What is a payment step up in Chapter 13 Bankruptcy Minneapolis, Minnesota?
If your attorney or trustee is advising you to file a chapter 13 bankruptcy, or you are preparing to do so, you may have heard them use the term “step-up”. A step-up is when you are increasing your payments for some reason. This is usually a set date where the payment will increase due to a trigger event.

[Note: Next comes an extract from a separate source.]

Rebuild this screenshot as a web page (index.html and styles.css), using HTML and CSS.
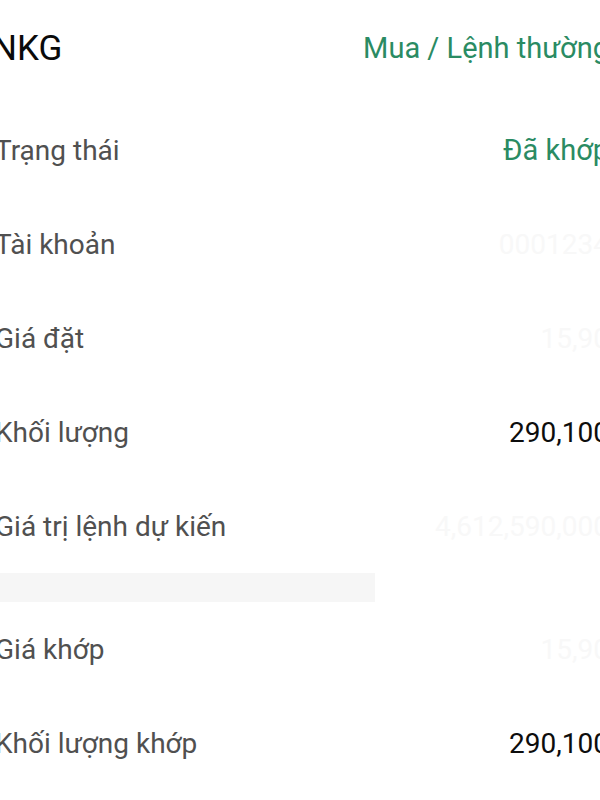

Step ups can be when you pay off something during your bankruptcy plan. Say, for example, that your child is 16 when you file and you pay $300 in child support. Currently, your bankruptcy payment is $200. Your payment will increase from $200 to $500 when your child turns 18 and you are no longer paying $300 per month in child support. If you pay $250 of your vehicle loan directly to your lender, and the loan ends 3 years into a 5-year plan, this is another example. You pay $400 per month for your chapter 13 plan. Your payment will increase from $400 to $650 when your car loan expires in three years. When you file chapter 13 bankruptcy, you commit your disposable income to creditors. When you have income available, such as child support, car loan, 401k loan, etc., then you will need to pay it to your creditors. You would have to pay your creditors the extra income you receive.
You might think that a lot of things can change after a bankruptcy, when these step-up payments may happen. Your attorney can examine a modification if your income or expenses change for a reasonable expense or reason.